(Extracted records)
# # # # # # #

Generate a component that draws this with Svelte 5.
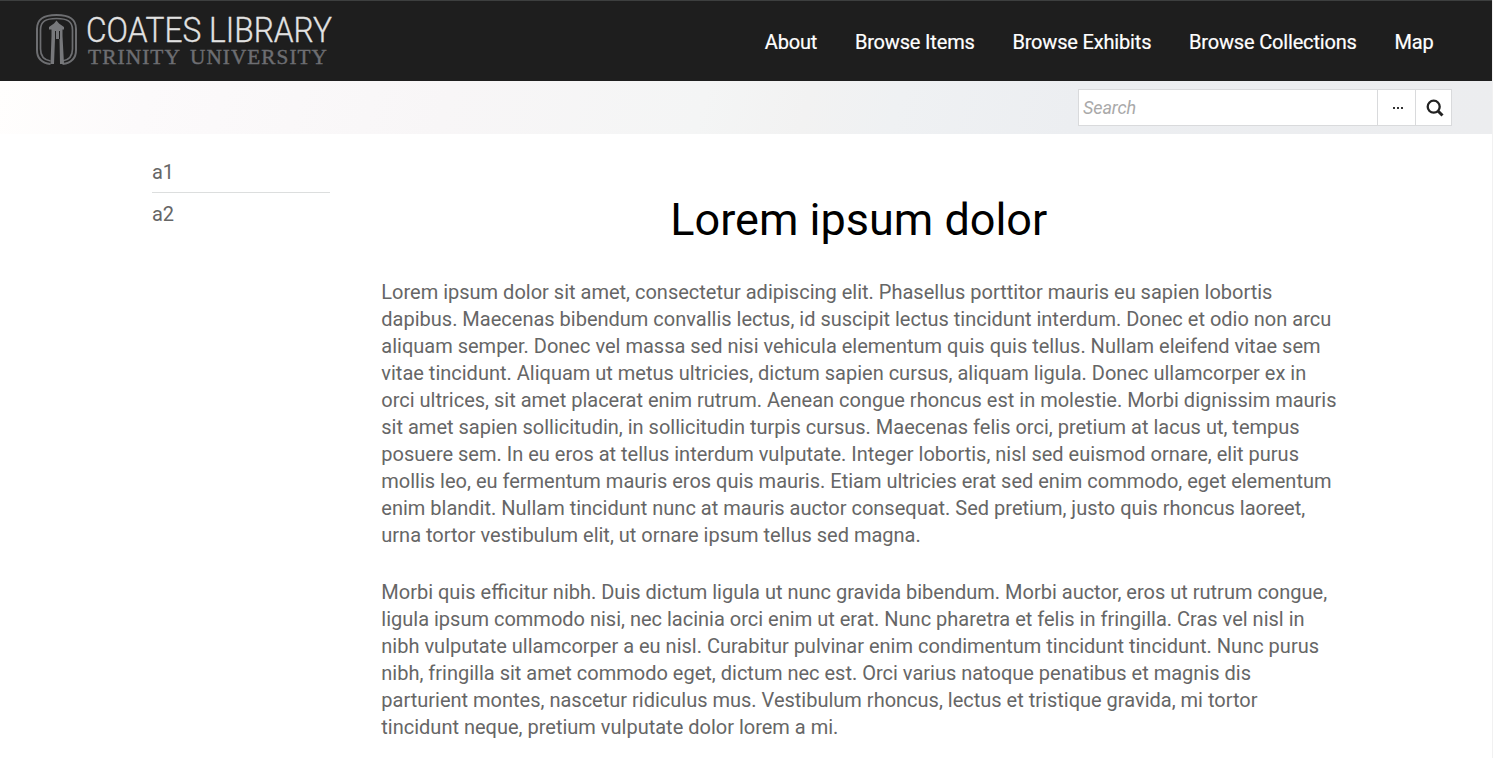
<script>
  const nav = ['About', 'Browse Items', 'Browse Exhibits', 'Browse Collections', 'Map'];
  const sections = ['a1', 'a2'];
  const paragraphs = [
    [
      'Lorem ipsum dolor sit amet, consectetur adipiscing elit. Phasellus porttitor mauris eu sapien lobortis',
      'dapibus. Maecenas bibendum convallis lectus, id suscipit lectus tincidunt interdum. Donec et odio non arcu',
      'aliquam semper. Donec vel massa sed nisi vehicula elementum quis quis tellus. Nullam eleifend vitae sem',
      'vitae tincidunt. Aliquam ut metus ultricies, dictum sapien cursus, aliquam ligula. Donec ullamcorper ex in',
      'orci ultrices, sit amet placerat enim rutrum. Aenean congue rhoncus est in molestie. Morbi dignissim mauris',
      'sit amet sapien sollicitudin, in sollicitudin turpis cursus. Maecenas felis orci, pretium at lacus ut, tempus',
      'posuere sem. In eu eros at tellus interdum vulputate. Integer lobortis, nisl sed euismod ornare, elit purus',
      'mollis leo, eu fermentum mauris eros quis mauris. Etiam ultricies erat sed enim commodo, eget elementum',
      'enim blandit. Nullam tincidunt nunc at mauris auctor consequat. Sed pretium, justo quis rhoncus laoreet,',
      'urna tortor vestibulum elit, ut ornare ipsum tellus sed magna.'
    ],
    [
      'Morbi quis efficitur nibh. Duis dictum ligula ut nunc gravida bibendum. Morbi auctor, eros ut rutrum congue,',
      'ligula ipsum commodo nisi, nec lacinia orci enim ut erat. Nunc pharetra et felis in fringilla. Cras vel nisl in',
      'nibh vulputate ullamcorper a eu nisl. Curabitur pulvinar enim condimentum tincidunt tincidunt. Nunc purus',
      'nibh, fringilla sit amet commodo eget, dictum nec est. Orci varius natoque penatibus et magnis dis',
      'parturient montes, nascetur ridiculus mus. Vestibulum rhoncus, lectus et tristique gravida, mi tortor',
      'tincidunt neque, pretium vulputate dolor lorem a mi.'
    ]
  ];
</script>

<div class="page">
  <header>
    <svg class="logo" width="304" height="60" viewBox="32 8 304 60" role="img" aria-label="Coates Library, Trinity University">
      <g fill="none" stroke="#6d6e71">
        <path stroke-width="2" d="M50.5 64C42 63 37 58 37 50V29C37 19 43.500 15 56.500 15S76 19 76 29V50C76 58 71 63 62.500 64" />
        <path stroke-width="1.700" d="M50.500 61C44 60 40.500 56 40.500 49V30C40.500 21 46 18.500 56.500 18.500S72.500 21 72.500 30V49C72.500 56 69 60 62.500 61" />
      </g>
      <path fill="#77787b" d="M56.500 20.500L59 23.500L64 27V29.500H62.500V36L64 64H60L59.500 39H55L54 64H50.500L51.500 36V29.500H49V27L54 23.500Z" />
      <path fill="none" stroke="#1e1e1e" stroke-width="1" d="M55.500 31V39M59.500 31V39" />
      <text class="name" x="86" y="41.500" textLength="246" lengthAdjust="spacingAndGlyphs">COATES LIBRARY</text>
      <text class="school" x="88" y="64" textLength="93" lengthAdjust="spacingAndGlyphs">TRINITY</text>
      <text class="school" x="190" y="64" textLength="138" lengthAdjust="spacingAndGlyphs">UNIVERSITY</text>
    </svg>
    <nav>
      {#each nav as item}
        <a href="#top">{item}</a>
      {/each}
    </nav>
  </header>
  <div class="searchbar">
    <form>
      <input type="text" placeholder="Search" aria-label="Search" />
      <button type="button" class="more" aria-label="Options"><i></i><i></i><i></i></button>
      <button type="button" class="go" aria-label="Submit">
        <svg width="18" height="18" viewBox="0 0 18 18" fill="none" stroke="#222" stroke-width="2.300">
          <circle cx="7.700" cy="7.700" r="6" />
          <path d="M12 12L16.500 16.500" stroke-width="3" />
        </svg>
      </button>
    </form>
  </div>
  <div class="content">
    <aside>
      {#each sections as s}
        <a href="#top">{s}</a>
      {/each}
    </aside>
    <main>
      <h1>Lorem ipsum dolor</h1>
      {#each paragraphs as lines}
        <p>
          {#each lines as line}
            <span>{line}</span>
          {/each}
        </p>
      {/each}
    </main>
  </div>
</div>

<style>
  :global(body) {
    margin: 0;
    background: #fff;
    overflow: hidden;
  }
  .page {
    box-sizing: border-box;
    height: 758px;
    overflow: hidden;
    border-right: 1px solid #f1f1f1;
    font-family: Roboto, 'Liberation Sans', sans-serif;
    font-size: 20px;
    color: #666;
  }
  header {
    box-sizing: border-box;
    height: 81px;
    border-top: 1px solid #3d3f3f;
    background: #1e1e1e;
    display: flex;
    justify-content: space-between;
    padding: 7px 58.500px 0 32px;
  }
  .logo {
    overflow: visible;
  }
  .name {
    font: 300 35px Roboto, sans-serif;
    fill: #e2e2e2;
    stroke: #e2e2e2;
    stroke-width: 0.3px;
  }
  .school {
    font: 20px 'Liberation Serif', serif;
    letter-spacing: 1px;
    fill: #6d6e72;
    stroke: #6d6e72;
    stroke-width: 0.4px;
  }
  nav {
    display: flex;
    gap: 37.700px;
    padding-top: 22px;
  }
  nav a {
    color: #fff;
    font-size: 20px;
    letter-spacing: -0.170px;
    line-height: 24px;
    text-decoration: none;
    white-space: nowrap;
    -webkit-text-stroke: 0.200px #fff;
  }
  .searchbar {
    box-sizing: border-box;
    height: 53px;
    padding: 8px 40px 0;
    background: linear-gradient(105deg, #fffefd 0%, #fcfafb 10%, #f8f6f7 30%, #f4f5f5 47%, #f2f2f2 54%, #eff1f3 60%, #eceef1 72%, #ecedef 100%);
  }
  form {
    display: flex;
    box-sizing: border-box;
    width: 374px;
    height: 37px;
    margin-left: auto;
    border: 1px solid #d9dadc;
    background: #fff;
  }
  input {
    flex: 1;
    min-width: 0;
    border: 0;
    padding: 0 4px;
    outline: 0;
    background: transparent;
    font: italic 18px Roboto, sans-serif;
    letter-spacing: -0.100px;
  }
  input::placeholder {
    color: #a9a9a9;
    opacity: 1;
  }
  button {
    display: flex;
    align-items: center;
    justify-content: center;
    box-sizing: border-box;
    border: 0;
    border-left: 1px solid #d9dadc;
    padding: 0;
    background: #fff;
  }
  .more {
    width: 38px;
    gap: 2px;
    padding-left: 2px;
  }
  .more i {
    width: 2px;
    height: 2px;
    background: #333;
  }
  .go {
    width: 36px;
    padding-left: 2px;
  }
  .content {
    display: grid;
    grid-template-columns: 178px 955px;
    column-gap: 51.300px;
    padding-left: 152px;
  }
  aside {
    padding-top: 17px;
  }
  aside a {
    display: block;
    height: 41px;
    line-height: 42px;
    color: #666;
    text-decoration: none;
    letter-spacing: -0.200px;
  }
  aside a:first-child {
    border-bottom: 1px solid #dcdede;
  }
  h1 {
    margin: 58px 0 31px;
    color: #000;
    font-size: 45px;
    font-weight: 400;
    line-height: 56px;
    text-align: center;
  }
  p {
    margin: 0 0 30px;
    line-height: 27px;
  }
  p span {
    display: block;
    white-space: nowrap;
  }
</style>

# # # # # # #

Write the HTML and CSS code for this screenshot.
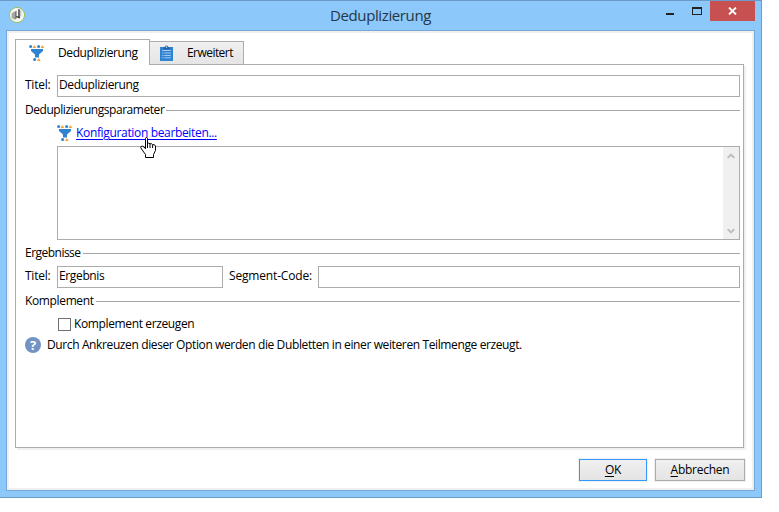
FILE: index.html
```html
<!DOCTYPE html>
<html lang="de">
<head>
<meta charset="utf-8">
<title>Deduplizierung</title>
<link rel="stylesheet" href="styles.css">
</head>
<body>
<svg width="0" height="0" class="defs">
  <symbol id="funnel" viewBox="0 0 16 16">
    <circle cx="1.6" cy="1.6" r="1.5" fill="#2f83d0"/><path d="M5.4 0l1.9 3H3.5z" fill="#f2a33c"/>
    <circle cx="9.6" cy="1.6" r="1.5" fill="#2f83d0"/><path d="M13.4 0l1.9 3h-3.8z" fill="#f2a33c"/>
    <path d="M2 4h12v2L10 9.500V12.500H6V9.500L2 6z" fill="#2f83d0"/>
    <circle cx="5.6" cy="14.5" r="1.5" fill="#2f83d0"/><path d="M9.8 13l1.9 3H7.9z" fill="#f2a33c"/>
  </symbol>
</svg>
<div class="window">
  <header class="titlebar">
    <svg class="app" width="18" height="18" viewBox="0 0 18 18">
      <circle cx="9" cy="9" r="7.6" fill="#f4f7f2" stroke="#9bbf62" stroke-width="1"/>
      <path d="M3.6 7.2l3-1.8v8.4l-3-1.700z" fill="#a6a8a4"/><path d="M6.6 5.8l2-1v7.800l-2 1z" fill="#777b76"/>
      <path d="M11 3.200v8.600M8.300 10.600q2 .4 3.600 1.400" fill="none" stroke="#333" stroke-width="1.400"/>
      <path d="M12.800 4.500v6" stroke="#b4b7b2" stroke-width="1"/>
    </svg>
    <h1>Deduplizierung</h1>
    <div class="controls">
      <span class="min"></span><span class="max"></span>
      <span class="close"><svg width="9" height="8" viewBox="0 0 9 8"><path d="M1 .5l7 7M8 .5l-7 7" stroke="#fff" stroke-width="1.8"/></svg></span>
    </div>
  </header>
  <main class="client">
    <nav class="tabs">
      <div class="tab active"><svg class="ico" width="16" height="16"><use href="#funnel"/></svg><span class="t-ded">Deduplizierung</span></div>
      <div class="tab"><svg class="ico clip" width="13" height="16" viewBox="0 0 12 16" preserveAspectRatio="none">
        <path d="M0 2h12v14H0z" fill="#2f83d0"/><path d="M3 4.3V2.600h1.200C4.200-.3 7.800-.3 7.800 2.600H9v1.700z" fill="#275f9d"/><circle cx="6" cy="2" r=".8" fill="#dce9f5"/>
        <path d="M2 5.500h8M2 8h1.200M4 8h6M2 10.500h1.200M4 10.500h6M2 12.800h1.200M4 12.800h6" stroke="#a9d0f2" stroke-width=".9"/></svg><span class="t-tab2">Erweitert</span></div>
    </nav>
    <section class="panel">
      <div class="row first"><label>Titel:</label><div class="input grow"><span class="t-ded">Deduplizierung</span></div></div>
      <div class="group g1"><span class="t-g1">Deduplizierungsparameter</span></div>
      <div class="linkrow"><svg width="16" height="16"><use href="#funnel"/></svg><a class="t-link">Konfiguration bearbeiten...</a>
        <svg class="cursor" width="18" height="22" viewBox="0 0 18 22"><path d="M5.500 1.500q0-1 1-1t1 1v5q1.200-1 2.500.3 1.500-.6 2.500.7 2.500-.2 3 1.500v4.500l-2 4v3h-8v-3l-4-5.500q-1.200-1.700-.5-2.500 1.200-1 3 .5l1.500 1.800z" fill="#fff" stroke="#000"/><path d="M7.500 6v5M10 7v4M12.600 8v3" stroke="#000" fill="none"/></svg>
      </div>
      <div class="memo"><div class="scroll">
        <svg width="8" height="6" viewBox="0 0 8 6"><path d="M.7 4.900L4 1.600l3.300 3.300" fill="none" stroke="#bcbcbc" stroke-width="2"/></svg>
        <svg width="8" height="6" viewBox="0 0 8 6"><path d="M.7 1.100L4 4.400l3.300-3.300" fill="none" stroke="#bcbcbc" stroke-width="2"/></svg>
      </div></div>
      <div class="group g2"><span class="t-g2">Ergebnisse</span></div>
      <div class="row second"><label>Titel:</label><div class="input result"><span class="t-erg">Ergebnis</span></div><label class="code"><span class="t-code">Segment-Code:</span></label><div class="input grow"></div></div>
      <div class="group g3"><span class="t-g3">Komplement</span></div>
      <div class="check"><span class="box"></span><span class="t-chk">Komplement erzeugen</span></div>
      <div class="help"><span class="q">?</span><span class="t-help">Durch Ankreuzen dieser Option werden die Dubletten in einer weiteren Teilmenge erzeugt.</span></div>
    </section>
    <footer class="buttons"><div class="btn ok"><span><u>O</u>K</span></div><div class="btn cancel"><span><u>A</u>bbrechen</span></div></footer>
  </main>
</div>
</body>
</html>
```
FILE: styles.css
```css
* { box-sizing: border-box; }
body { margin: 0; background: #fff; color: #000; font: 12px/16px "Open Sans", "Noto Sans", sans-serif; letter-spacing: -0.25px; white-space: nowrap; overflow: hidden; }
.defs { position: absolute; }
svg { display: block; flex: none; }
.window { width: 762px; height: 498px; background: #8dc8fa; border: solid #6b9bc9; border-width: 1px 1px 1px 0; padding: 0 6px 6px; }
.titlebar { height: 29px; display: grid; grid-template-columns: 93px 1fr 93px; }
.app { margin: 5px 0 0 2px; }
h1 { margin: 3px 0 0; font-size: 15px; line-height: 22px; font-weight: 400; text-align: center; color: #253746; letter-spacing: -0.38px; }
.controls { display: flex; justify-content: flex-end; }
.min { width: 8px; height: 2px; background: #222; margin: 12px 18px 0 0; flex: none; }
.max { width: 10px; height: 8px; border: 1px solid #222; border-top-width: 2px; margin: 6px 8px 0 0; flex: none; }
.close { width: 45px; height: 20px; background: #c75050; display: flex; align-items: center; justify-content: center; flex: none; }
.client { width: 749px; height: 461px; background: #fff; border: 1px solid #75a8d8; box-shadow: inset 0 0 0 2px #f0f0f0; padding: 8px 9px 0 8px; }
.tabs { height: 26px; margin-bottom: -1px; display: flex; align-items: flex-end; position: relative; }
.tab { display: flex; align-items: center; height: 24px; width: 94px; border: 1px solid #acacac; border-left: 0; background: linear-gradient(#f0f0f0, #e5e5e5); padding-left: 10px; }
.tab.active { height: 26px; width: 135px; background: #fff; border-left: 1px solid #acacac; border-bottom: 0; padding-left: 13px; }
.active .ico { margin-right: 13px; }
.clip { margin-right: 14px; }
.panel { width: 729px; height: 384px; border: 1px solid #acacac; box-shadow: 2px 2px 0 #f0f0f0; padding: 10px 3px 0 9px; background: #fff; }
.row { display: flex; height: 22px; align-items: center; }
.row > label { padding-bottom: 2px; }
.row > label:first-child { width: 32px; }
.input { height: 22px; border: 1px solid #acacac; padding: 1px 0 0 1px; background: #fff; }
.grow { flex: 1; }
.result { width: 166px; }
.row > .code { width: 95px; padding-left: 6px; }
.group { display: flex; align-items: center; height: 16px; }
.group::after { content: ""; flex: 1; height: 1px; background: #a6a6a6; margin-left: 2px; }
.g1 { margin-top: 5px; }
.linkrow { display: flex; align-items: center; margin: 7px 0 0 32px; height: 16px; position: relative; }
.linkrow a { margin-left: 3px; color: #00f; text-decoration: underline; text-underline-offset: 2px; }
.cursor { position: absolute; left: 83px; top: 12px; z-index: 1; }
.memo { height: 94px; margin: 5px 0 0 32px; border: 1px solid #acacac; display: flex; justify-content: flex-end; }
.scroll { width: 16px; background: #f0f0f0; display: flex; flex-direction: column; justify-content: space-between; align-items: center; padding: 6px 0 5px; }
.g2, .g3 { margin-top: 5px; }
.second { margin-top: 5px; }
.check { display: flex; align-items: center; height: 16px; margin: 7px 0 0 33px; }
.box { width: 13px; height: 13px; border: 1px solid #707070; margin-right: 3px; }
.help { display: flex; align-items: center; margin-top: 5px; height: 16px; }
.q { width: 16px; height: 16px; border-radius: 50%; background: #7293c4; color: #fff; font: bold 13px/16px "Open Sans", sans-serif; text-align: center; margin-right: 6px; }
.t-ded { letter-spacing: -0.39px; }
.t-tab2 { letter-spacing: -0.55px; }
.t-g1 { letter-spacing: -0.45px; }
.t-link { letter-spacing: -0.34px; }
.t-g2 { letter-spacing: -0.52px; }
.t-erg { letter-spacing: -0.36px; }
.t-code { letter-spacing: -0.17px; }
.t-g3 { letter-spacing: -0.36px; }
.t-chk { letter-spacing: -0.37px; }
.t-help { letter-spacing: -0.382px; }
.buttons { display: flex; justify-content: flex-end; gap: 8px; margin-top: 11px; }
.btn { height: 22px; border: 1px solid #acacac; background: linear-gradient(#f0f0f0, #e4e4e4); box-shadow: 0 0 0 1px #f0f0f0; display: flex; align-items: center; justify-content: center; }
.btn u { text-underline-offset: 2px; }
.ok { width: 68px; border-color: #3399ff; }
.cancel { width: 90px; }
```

# # # # # # #

• **Exercise description**: Looking at the entries above, how many lines contain the word "this"? Answer with the number alone.

• **Task response**: 2